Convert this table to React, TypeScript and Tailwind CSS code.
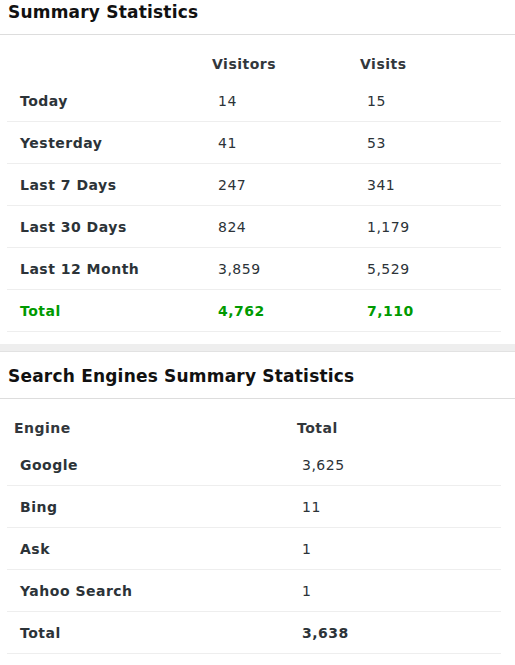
const summary = [
  { label: "Today", visitors: "14", visits: "15" },
  { label: "Yesterday", visitors: "41", visits: "53" },
  { label: "Last 7 Days", visitors: "247", visits: "341" },
  { label: "Last 30 Days", visitors: "824", visits: "1,179" },
  { label: "Last 12 Month", visitors: "3,859", visits: "5,529" },
];

const engines = [
  { name: "Google", total: "3,625" },
  { name: "Bing", total: "11" },
  { name: "Ask", total: "1" },
  { name: "Yahoo Search", total: "1" },
];

function CardTitle({ children }: { children: React.ReactNode }) {
  return (
    <div className="border-b border-[#dddddd] px-2 pt-[2px] h-[35px]">
      <h2 className="text-[17px] leading-[20px] font-bold text-[#111111] tracking-[0.2px]">{children}</h2>
    </div>
  );
}

export default function App() {
  return (
    <div
      className="w-[515px] h-[665px] overflow-hidden bg-[#eeeeee] text-[14px] tracking-[0.5px] text-[#2c3338]"
      style={{ fontFamily: '"DejaVu Sans", Verdana, sans-serif' }}
    >
      <section className="bg-white pb-[12px]">
        <CardTitle>Summary Statistics</CardTitle>
        <div className="ml-[7px] w-[494px]">
          <div className="grid grid-cols-[198px_149px_1fr] h-[45px] pt-[19px] font-bold text-[#32373c]">
            <div />
            <div className="pl-[7px]">Visitors</div>
            <div className="pl-[6px]">Visits</div>
          </div>
          {summary.map((r) => (
            <div key={r.label} className="grid grid-cols-[198px_149px_1fr] h-[42px] pt-[2px] items-center border-b border-[#eeeeee]">
              <div className="pl-[13px] font-bold">{r.label}</div>
              <div className="pl-[13px]">{r.visitors}</div>
              <div className="pl-[13px]">{r.visits}</div>
            </div>
          ))}
          <div className="grid grid-cols-[198px_149px_1fr] h-[42px] pt-[2px] items-center border-b border-[#eeeeee] font-bold text-[#009a00]">
            <div className="pl-[13px]">Total</div>
            <div className="pl-[13px]">4,762</div>
            <div className="pl-[13px]">7,110</div>
          </div>
        </div>
      </section>

      <div className="h-[8px] border-b border-[#e2e2e2]" />

      <section className="bg-white pt-[12px] pb-[13px]">
        <CardTitle>Search Engines Summary Statistics</CardTitle>
        <div className="ml-[7px] w-[494px]">
          <div className="grid grid-cols-[283px_1fr] h-[45px] pt-[19px] font-bold text-[#32373c]">
            <div className="pl-[7px]">Engine</div>
            <div className="pl-[7px]">Total</div>
          </div>
          {engines.map((e) => (
            <div key={e.name} className="grid grid-cols-[283px_1fr] h-[42px] pt-[2px] items-center border-b border-[#eeeeee]">
              <div className="pl-[13px] font-bold">{e.name}</div>
              <div className="pl-[12px]">{e.total}</div>
            </div>
          ))}
          <div className="grid grid-cols-[283px_1fr] h-[42px] pt-[2px] items-center border-b border-[#eeeeee] font-bold">
            <div className="pl-[13px]">Total</div>
            <div className="pl-[12px]">3,638</div>
          </div>
        </div>
      </section>
    </div>
  );
}
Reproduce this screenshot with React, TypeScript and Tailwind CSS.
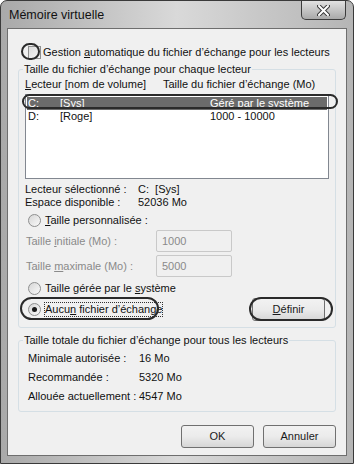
import React from "react";

function Radio({ checked }: { checked?: boolean }) {
    return (
        <span className="w-[13px] h-[13px] rounded-full border border-[#8e8f8f] bg-gradient-to-br from-[#d6d6d6] to-[#fafafa] flex items-center justify-center shrink-0">
            {checked && <span className="w-[5px] h-[5px] rounded-full bg-[#1a1a1a]" />}
        </span>
    );
}

function Field({ value }: { value: string }) {
    return (
        <div className="w-[76px] h-[22px] border border-[#c9c9c9] bg-[#f0f0f0] rounded-[2px] flex items-center pl-[5px] text-[#8a8a8a]">
            {value}
        </div>
    );
}

function Button({ children }: { children: React.ReactNode }) {
    return (
        <div className="w-[73px] h-[23px] border border-[#707070] rounded-[3px] bg-gradient-to-b from-[#f2f2f2] via-[#ebebeb] to-[#d6d6d6] flex items-center justify-center text-[#1a1a1a]">
            {children}
        </div>
    );
}

export default function App() {
    return (
        <div
            className="relative w-[354px] h-[464px] bg-gradient-to-r from-[#a9a9a9] via-[#d9d9d9] to-[#b5b5b5] border border-[#3a3a3a] rounded-t-[7px] overflow-hidden text-[11px] leading-[13px] text-[#111] whitespace-nowrap"
            style={{ fontFamily: '"Liberation Sans", Arial, sans-serif' }}
        >
            {/* title bar */}
            <div className="h-[27px] flex items-center justify-between pl-[8px]">
                <span className="text-[12.5px] text-[#111] pt-[2px]">Mémoire virtuelle</span>
                <div className="self-start mr-[7px] w-[45px] h-[19px] border border-[#3c3c3c] border-t-0 rounded-b-[5px] bg-gradient-to-b from-[#e2e2e2] to-[#a9a9a9] flex items-center justify-center">
                    <svg width="13" height="11" viewBox="0 0 13 11">
                        <path d="M2 1 L11 10 M11 1 L2 10" stroke="#3a3a3a" strokeWidth="4" strokeLinecap="round" />
                        <path d="M2 1 L11 10 M11 1 L2 10" stroke="#ffffff" strokeWidth="2" strokeLinecap="round" />
                    </svg>
                </div>
            </div>

            {/* client */}
            <div className="mx-[6px] h-[428px] bg-[#f0f0f0] border border-[#6e6e6e] relative px-[10px]">
                {/* auto checkbox */}
                <div className="flex items-center gap-[2px] pt-[16px] pl-[10px] h-[30px]">
                    <span className="w-[13px] h-[13px] border border-[#8e8f8f] bg-gradient-to-br from-[#dcdcdc] to-[#f6f6f6] shrink-0" />
                    <span>Gestion <u>a</u>utomatique du fichier d’échange pour les lecteurs</span>
                </div>

                {/* group 1 */}
                <div className="relative mt-[10px] h-[259px] border border-[#d5dfe5] rounded-[3px] px-[6px] pt-[6px]">
                    <span className="absolute -top-[7px] left-[4px] bg-[#f0f0f0] px-[1px]">
                        Taille du fichier d’échange pour chaque lecteur
                    </span>
                    <div className="flex h-[16px] items-center">
                        <span className="w-[138px] shrink-0"><u>L</u>ecteur [nom de volume]</span>
                        <span>Taille du fichier d’échange (Mo)</span>
                    </div>
                    <div className="mt-[2px] h-[85px] border border-[#828790] bg-white pt-[2px] px-[1px]">
                        <div className="flex h-[13px] items-center bg-[#6b6b6b] text-white">
                            <span className="w-[33px] shrink-0 pl-[1px]">C:</span>
                            <span className="w-[150px] shrink-0">[Sys]</span>
                            <span>Géré par le système</span>
                        </div>
                        <div className="flex h-[13px] items-center">
                            <span className="w-[33px] shrink-0 pl-[1px]">D:</span>
                            <span className="w-[150px] shrink-0">[Roge]</span>
                            <span>1000 - 10000</span>
                        </div>
                    </div>

                    <div className="mt-[4px]">
                        <div className="flex">
                            <span className="w-[113px]">Lecteur sélectionné :</span>
                            <span>C:&nbsp;&nbsp;[Sys]</span>
                        </div>
                        <div className="flex">
                            <span className="w-[113px]">Espace disponible :</span>
                            <span>52036 Mo</span>
                        </div>
                    </div>

                    <div className="flex items-center gap-[4px] mt-[5px] pl-[3px]">
                        <Radio />
                        <span><u>T</u>aille personnalisée :</span>
                    </div>

                    <div className="flex items-center justify-between w-[207px] mt-[3px] pl-[1px] text-[#8a8a8a]">
                        <span>Taille <u>i</u>nitiale (Mo) :</span>
                        <Field value="1000" />
                    </div>
                    <div className="flex items-center justify-between w-[207px] mt-[3px] pl-[1px] text-[#8a8a8a]">
                        <span>Taille <u>m</u>aximale (Mo) :</span>
                        <Field value="5000" />
                    </div>

                    <div className="flex items-center gap-[4px] mt-[5px] pl-[3px]">
                        <Radio />
                        <span>Taille gérée par le <u>s</u>ystème</span>
                    </div>
                    <div className="flex items-center justify-between mt-[3px] pr-[4px]">
                        <div className="flex items-center gap-[4px] pl-[3px]">
                            <Radio checked />
                            <span className="outline-1 outline-dotted outline-[#333]">Aucu<u>n</u> fichier d’échange</span>
                        </div>
                        <Button>
                            <span><u>D</u>éfinir</span>
                        </Button>
                    </div>
                </div>

                {/* group 2 */}
                <div className="relative mt-[12px] h-[72px] border border-[#d5dfe5] rounded-[3px] px-[9px] pt-[8px] leading-[19px]">
                    <span className="absolute -top-[7px] left-[4px] bg-[#f0f0f0] px-[1px] leading-[13px]">
                        Taille totale du fichier d’échange pour tous les lecteurs
                    </span>
                    <div className="flex">
                        <span className="w-[111px]">Minimale autorisée :</span>
                        <span>16 Mo</span>
                    </div>
                    <div className="flex">
                        <span className="w-[111px]">Recommandée :</span>
                        <span>5320 Mo</span>
                    </div>
                    <div className="flex">
                        <span className="w-[111px]">Allouée actuellement :</span>
                        <span>4547 Mo</span>
                    </div>
                </div>

                <div className="flex justify-end gap-[9px] mt-[13px]">
                    <Button>OK</Button>
                    <Button>Annuler</Button>
                </div>

                {/* annotation rings */}
                <div className="absolute left-[13px] top-[14px] w-[19px] h-[17px] rounded-full border-2 border-[#2a2a2a]" />
                <div className="absolute left-[14px] top-[65px] w-[316px] h-[15px] rounded-full border-2 border-[#2a2a2a]" />
                <div className="absolute left-[12px] top-[268px] w-[139px] h-[23px] rounded-full border-2 border-[#2a2a2a]" />
                <div className="absolute left-[241px] top-[268px] w-[84px] h-[24px] rounded-[12px] border-2 border-[#2a2a2a]" />
            </div>
        </div>
    );
}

#### WHAT YOU NEED TO DO:
From the entries above, copy every line that holds the word "TypeScript".

#### ANSWER FOR THIS EXERCISE:
Convert this table to React, TypeScript and Tailwind CSS code.
Reproduce this screenshot with React, TypeScript and Tailwind CSS.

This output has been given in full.